((

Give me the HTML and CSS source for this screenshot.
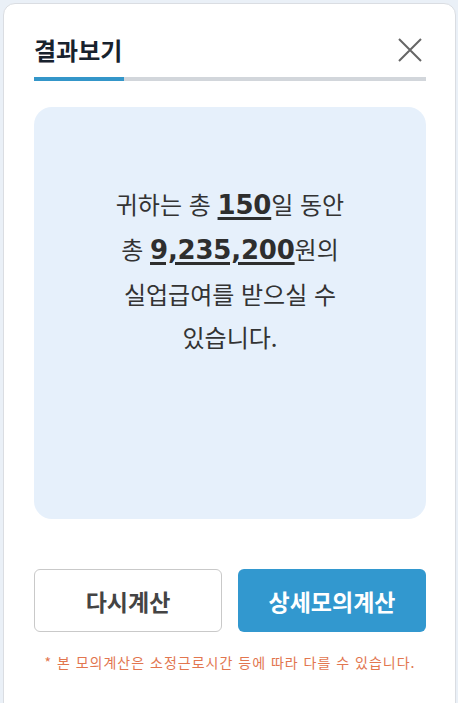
FILE: index.html
```html
<!DOCTYPE html>
<html lang="ko">
<head>
<meta charset="utf-8">
<title>결과보기</title>
<link rel="stylesheet" href="styles.css">
</head>
<body>
<div class="card">
  <div class="header">
    <h2 class="title">결과보기</h2>
    <button class="close" aria-label="닫기">
      <svg width="24" height="24" viewBox="0 0 24 24"><path d="M1 1L23 23M23 1L1 23" stroke="#666" stroke-width="2" fill="none"/></svg>
    </button>
  </div>
  <div class="progress"><div class="progress-fill" style="width:23%"></div></div>
  <div class="result">
    <p class="result-text">귀하는 총 <strong>150</strong>일 동안<br>총 <strong>9,235,200</strong>원의<br>실업급여를 받으실 수<br>있습니다.</p>
  </div>
  <div class="actions">
    <button class="btn btn-outline">다시계산</button>
    <button class="btn btn-primary">상세모의계산</button>
  </div>
  <p class="note">* 본 모의계산은 소정근로시간 등에 따라 다를 수 있습니다.</p>
</div>
</body>
</html>
```

FILE: styles.css
```css
html, body {
  margin: 0;
  padding: 0;
  background: #eaf0f7;
  overflow: hidden;
}
body {
  font-family: "Noto Sans CJK KR", "Noto Sans", sans-serif;
  height: 703px;
}
.card {
  margin: 3px 2px 0 3px;
  background: #fff;
  border: 1px solid #dadde2;
  border-radius: 12px;
  padding: 31px 29px 40px 30px;
  min-height: 720px;
  box-sizing: border-box;
}
.header {
  display: flex;
  justify-content: space-between;
  align-items: center;
  height: 30px;
}
.title {
  margin: 0;
  font-size: 24px;
  font-weight: 700;
  color: #18222e;
  line-height: 30px;
}
.close {
  border: 0;
  background: none;
  padding: 0;
  margin-right: 4px;
  width: 24px;
  height: 24px;
  display: flex;
}
.progress {
  margin-top: 12px;
  height: 4px;
  background: #d2d6db;
}
.progress-fill {
  height: 100%;
  background: #3496c9;
}
.result {
  margin-top: 26px;
  height: 412px;
  background: #e6f0fb;
  border-radius: 18px;
  box-sizing: border-box;
  padding-top: 75px;
}
.result-text {
  margin: 0;
  text-align: center;
  font-size: 24px;
  line-height: 43px;
  color: #333;
}
.result-text strong {
  font-family: "DejaVu Sans", sans-serif;
  font-weight: 700;
  font-size: 26px;
  text-decoration: underline;
  text-decoration-thickness: 3px;
  text-underline-offset: 3px;
  letter-spacing: -0.2px;
  color: #2e2e2e;
}
.actions {
  margin-top: 50px;
  display: grid;
  grid-template-columns: 1fr 1fr;
  gap: 16px;
}
.btn {
  height: 63px;
  border-radius: 6px;
  font-family: "Noto Sans CJK KR", sans-serif;
  font-size: 23px;
  font-weight: 700;
  cursor: pointer;
}
.btn-outline {
  background: #fff;
  border: 1px solid #c9c9c9;
  color: #444;
}
.btn-primary {
  background: #3298cf;
  border: 0;
  color: #fff;
}
.note {
  margin: 20px 0 0;
  text-align: center;
  font-size: 14px;
  letter-spacing: 1px;
  line-height: 20px;
  color: #e2764f;
}
```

))

> **EXERCISE AIM**
Copy out the whole listing exactly, and don't carry over any pictures.

> **THE SOLUTION**
Give me the HTML and CSS source for this screenshot.
FILE: index.html
```html
<!DOCTYPE html>
<html lang="ko">
<head>
<meta charset="utf-8">
<title>결과보기</title>
<link rel="stylesheet" href="styles.css">
</head>
<body>
<div class="card">
  <div class="header">
    <h2 class="title">결과보기</h2>
    <button class="close" aria-label="닫기">
      <svg width="24" height="24" viewBox="0 0 24 24"><path d="M1 1L23 23M23 1L1 23" stroke="#666" stroke-width="2" fill="none"/></svg>
    </button>
  </div>
  <div class="progress"><div class="progress-fill" style="width:23%"></div></div>
  <div class="result">
    <p class="result-text">귀하는 총 <strong>150</strong>일 동안<br>총 <strong>9,235,200</strong>원의<br>실업급여를 받으실 수<br>있습니다.</p>
  </div>
  <div class="actions">
    <button class="btn btn-outline">다시계산</button>
    <button class="btn btn-primary">상세모의계산</button>
  </div>
  <p class="note">* 본 모의계산은 소정근로시간 등에 따라 다를 수 있습니다.</p>
</div>
</body>
</html>
```

FILE: styles.css
```css
html, body {
  margin: 0;
  padding: 0;
  background: #eaf0f7;
  overflow: hidden;
}
body {
  font-family: "Noto Sans CJK KR", "Noto Sans", sans-serif;
  height: 703px;
}
.card {
  margin: 3px 2px 0 3px;
  background: #fff;
  border: 1px solid #dadde2;
  border-radius: 12px;
  padding: 31px 29px 40px 30px;
  min-height: 720px;
  box-sizing: border-box;
}
.header {
  display: flex;
  justify-content: space-between;
  align-items: center;
  height: 30px;
}
.title {
  margin: 0;
  font-size: 24px;
  font-weight: 700;
  color: #18222e;
  line-height: 30px;
}
.close {
  border: 0;
  background: none;
  padding: 0;
  margin-right: 4px;
  width: 24px;
  height: 24px;
  display: flex;
}
.progress {
  margin-top: 12px;
  height: 4px;
  background: #d2d6db;
}
.progress-fill {
  height: 100%;
  background: #3496c9;
}
.result {
  margin-top: 26px;
  height: 412px;
  background: #e6f0fb;
  border-radius: 18px;
  box-sizing: border-box;
  padding-top: 75px;
}
.result-text {
  margin: 0;
  text-align: center;
  font-size: 24px;
  line-height: 43px;
  color: #333;
}
.result-text strong {
  font-family: "DejaVu Sans", sans-serif;
  font-weight: 700;
  font-size: 26px;
  text-decoration: underline;
  text-decoration-thickness: 3px;
  text-underline-offset: 3px;
  letter-spacing: -0.2px;
  color: #2e2e2e;
}
.actions {
  margin-top: 50px;
  display: grid;
  grid-template-columns: 1fr 1fr;
  gap: 16px;
}
.btn {
  height: 63px;
  border-radius: 6px;
  font-family: "Noto Sans CJK KR", sans-serif;
  font-size: 23px;
  font-weight: 700;
  cursor: pointer;
}
.btn-outline {
  background: #fff;
  border: 1px solid #c9c9c9;
  color: #444;
}
.btn-primary {
  background: #3298cf;
  border: 0;
  color: #fff;
}
.note {
  margin: 20px 0 0;
  text-align: center;
  font-size: 14px;
  letter-spacing: 1px;
  line-height: 20px;
  color: #e2764f;
}
```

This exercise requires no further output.